- _Job_: From the listing below, pull out all lines with "that" in them.

- _Supplied material_:
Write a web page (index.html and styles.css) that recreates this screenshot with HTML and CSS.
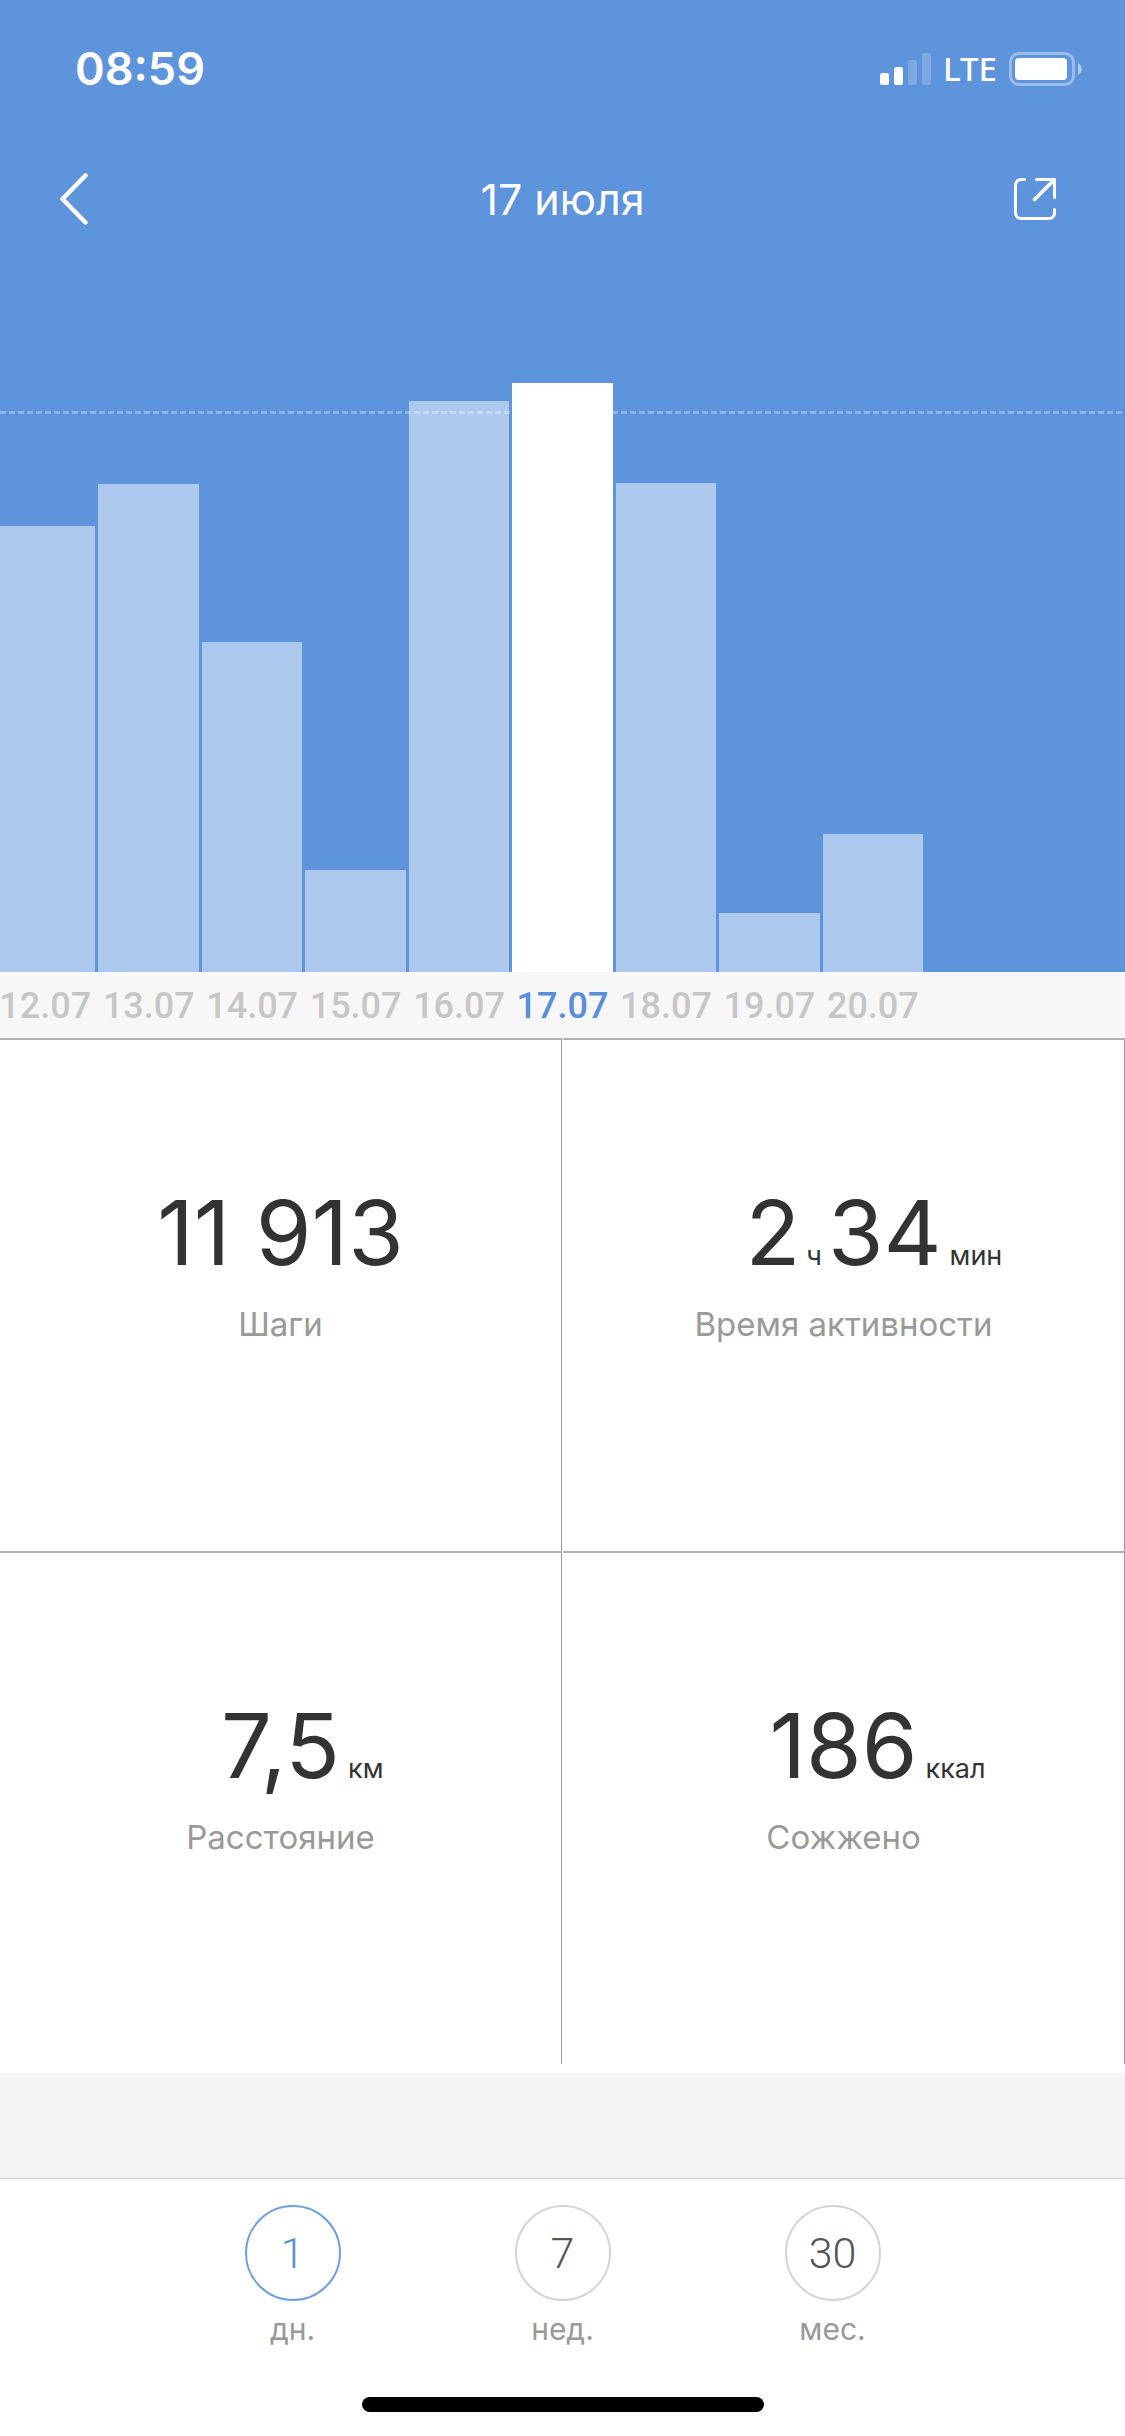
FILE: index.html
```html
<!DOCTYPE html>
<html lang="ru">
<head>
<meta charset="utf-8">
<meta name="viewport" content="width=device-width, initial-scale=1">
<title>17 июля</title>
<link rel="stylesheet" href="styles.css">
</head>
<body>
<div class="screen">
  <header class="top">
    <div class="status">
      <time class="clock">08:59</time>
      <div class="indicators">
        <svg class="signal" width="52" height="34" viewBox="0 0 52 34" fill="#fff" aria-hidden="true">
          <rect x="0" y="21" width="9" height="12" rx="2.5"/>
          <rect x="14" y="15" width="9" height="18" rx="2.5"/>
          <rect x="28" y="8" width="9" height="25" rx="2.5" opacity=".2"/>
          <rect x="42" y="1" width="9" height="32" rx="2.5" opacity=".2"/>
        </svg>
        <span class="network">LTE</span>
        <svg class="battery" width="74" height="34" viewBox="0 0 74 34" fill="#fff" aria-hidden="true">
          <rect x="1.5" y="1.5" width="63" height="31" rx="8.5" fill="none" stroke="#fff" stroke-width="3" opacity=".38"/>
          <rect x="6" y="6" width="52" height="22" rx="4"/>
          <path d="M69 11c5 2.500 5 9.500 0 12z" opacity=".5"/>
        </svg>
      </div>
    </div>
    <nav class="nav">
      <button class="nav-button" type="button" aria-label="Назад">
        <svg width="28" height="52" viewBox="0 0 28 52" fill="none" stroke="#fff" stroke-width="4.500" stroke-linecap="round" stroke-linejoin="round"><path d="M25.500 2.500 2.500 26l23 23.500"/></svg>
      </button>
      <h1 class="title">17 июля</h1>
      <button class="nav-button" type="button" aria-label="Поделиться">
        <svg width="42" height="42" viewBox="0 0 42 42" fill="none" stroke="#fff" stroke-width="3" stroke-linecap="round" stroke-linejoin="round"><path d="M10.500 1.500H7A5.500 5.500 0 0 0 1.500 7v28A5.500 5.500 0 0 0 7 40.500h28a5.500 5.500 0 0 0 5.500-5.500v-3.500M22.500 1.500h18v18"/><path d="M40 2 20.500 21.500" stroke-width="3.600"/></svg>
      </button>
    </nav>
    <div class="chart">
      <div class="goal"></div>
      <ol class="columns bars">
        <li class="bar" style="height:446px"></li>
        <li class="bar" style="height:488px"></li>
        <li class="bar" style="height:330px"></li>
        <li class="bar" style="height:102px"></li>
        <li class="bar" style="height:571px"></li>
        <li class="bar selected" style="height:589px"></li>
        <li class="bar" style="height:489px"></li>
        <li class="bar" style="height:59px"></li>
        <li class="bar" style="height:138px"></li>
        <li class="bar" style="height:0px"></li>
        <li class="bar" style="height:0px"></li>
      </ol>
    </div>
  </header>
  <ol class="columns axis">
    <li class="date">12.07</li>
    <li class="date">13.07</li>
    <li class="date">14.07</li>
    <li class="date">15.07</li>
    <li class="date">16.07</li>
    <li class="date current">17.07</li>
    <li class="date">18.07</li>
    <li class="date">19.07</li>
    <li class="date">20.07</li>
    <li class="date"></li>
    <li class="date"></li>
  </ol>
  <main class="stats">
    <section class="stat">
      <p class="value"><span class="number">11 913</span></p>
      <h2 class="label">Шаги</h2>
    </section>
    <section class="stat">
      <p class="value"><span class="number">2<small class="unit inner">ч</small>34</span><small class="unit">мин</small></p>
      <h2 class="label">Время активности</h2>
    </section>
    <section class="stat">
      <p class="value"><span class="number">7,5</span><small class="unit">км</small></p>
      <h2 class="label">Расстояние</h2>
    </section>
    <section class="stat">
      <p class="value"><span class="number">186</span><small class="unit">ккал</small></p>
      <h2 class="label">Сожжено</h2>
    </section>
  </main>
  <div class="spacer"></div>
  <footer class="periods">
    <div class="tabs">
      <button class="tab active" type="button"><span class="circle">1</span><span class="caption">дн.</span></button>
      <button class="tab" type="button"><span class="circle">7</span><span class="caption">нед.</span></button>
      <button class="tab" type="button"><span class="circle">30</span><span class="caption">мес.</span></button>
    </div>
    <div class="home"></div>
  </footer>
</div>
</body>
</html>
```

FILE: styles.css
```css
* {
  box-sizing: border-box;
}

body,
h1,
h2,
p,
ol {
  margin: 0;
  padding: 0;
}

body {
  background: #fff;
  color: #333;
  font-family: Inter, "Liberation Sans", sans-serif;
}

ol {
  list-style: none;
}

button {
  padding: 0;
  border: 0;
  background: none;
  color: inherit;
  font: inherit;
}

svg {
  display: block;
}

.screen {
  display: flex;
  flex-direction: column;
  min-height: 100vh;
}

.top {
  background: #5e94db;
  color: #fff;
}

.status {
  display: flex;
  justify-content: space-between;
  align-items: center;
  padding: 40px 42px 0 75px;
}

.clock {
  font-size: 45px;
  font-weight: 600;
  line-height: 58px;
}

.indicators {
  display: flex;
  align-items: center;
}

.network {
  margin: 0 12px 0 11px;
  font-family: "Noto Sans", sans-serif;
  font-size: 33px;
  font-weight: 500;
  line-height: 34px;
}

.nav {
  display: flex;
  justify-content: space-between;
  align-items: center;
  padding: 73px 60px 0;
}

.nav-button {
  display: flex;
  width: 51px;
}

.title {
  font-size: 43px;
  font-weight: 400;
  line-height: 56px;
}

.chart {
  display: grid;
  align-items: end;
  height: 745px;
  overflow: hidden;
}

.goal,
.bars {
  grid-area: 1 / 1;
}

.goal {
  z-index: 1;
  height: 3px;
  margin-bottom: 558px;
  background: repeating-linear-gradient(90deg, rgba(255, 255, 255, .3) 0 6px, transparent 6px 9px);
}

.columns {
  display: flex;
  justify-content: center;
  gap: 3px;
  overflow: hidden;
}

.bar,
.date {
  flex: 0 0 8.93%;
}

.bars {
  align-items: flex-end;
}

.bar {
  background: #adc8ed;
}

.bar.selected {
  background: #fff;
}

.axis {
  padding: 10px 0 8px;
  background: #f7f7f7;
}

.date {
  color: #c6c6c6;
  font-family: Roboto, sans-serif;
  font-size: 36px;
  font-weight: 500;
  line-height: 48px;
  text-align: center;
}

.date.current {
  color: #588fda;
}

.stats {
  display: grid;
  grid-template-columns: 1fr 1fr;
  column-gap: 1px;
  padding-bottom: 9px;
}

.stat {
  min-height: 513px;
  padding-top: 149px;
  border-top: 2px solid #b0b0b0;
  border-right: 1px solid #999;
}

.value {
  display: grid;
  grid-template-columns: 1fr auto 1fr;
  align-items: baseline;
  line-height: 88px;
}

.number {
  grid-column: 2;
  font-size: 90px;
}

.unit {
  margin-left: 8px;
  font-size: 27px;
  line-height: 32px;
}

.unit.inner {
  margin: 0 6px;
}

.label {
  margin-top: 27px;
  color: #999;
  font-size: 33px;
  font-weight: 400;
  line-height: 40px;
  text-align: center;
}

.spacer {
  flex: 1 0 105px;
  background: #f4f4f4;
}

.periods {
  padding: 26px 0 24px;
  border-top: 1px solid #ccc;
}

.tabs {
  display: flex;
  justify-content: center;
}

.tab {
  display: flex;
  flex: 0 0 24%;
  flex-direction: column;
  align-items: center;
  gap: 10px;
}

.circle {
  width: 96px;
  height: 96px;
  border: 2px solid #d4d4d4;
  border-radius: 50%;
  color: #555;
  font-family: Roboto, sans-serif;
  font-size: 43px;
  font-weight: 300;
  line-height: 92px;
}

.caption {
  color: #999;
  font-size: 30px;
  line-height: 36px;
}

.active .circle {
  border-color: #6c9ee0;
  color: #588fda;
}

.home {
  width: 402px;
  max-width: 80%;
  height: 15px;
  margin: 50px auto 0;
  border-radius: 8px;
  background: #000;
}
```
* * *
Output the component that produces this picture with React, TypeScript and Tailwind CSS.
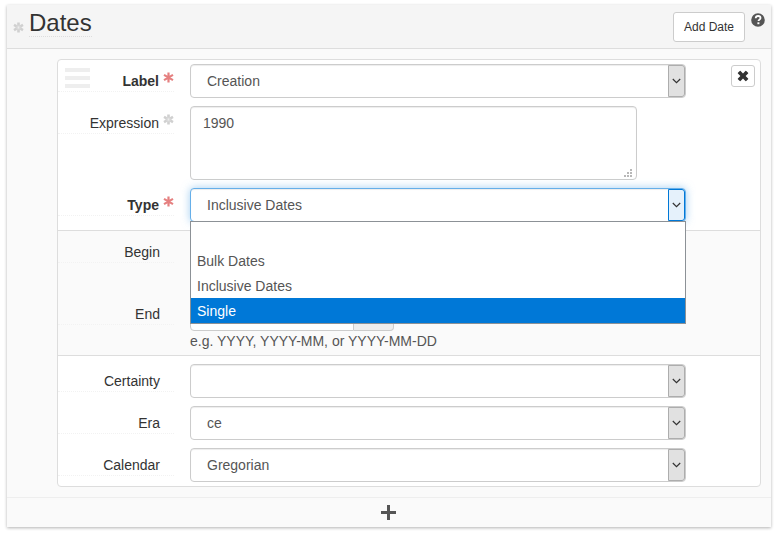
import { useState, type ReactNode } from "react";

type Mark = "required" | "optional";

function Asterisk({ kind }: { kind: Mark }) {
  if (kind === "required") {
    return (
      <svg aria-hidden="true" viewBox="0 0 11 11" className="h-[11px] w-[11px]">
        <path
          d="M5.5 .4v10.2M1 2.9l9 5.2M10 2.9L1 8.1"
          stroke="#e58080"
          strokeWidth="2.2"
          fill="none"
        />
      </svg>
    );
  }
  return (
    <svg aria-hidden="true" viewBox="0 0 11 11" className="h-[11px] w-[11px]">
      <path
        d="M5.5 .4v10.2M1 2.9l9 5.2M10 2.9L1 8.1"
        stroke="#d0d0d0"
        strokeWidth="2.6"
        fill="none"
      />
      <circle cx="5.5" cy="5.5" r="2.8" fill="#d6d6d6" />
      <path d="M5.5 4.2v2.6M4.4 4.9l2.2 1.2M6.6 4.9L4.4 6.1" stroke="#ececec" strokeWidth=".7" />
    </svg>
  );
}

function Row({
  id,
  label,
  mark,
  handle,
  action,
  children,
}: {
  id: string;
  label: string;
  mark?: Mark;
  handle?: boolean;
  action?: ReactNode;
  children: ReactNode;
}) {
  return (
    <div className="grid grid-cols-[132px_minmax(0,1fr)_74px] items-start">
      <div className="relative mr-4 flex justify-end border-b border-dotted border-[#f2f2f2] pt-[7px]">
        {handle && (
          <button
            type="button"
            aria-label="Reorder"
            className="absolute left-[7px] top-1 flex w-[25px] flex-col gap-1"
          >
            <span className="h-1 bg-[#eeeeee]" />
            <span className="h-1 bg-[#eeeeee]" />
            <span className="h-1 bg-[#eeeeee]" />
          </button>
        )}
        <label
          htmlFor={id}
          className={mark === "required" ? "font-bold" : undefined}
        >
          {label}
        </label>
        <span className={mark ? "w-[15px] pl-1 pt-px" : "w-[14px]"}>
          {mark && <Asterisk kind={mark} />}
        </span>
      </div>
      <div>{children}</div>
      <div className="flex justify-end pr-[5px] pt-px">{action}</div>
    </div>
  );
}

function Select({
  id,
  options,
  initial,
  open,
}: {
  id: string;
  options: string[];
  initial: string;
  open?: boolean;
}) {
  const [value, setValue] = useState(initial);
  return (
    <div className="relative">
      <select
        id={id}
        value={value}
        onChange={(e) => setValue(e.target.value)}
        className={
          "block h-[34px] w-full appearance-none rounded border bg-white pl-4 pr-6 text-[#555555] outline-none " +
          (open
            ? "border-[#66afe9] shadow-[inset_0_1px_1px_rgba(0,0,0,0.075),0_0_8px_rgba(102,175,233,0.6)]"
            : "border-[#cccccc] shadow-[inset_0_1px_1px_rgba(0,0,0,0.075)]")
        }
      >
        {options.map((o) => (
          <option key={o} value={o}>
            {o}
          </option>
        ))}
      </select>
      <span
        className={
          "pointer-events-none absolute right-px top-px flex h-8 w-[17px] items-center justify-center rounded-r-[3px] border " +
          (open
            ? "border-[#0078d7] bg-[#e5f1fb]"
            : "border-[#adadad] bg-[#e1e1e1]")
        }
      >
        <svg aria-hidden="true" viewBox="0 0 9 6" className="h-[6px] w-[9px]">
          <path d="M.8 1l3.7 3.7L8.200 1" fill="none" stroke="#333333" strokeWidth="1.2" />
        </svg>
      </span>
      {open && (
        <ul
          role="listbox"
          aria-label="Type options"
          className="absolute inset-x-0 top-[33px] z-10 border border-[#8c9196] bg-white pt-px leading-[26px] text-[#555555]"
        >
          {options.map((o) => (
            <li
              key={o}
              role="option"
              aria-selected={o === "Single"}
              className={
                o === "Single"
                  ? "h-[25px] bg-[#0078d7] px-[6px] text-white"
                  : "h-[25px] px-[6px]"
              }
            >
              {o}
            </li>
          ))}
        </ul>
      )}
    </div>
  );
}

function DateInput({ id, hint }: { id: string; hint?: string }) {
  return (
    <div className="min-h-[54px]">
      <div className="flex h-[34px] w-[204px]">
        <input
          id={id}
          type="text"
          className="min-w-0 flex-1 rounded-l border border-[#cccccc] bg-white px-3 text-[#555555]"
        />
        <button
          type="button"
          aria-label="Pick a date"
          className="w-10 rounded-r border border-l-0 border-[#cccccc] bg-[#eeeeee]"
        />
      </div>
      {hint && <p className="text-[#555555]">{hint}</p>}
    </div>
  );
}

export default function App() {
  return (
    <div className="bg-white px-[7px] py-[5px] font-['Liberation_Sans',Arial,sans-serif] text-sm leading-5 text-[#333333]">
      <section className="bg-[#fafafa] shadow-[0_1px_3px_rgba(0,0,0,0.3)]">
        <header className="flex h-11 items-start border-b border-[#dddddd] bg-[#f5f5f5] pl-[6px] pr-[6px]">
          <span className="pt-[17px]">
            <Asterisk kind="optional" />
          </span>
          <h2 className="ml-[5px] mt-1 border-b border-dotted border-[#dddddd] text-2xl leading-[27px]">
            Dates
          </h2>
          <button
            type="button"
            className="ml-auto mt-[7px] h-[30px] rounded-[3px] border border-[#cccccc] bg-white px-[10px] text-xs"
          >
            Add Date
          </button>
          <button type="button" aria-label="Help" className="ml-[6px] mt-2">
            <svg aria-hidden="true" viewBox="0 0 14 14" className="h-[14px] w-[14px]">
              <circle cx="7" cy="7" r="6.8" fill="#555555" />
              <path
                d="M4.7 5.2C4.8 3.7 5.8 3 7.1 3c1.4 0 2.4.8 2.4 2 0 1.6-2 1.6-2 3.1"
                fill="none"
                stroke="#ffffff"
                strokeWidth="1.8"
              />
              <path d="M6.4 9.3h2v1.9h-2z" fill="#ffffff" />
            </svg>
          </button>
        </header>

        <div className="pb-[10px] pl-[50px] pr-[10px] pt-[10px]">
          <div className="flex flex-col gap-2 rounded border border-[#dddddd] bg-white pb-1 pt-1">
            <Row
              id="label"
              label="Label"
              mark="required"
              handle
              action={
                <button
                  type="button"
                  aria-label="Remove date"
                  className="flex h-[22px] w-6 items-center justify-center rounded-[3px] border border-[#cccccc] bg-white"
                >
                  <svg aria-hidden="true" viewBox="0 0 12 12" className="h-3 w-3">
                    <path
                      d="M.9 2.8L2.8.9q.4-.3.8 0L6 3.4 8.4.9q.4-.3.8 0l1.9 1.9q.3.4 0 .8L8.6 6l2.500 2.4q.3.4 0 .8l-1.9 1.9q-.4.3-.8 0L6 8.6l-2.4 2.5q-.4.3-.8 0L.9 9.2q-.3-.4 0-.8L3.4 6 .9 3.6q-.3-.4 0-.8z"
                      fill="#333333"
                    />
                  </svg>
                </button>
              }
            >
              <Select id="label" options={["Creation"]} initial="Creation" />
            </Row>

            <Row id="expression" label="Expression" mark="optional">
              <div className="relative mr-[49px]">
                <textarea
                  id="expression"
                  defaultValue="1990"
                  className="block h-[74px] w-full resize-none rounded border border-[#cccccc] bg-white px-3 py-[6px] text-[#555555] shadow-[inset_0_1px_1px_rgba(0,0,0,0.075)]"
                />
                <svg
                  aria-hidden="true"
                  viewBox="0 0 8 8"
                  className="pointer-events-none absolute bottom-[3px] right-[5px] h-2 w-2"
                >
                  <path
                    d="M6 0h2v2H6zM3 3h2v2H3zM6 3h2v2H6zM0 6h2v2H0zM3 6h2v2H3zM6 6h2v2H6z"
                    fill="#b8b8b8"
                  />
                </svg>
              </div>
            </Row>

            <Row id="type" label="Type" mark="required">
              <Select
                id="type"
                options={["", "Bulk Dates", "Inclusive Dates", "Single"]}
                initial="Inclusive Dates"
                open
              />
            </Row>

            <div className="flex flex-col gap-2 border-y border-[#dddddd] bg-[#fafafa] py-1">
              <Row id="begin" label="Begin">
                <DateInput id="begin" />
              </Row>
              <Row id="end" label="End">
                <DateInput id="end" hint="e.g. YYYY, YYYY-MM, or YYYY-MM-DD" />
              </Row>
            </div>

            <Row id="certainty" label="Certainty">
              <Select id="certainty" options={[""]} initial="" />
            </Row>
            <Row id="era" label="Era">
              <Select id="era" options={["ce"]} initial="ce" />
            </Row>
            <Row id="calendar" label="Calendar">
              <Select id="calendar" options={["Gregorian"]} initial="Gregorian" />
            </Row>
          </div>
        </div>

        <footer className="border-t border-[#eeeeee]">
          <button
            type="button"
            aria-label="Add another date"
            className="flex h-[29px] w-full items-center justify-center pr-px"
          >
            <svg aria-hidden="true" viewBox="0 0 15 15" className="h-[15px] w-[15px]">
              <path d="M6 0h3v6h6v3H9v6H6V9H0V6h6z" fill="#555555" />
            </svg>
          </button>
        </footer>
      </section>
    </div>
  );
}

- _Finished exercise_:
Write a web page (index.html and styles.css) that recreates this screenshot with HTML and CSS.
Output the component that produces this picture with React, TypeScript and Tailwind CSS.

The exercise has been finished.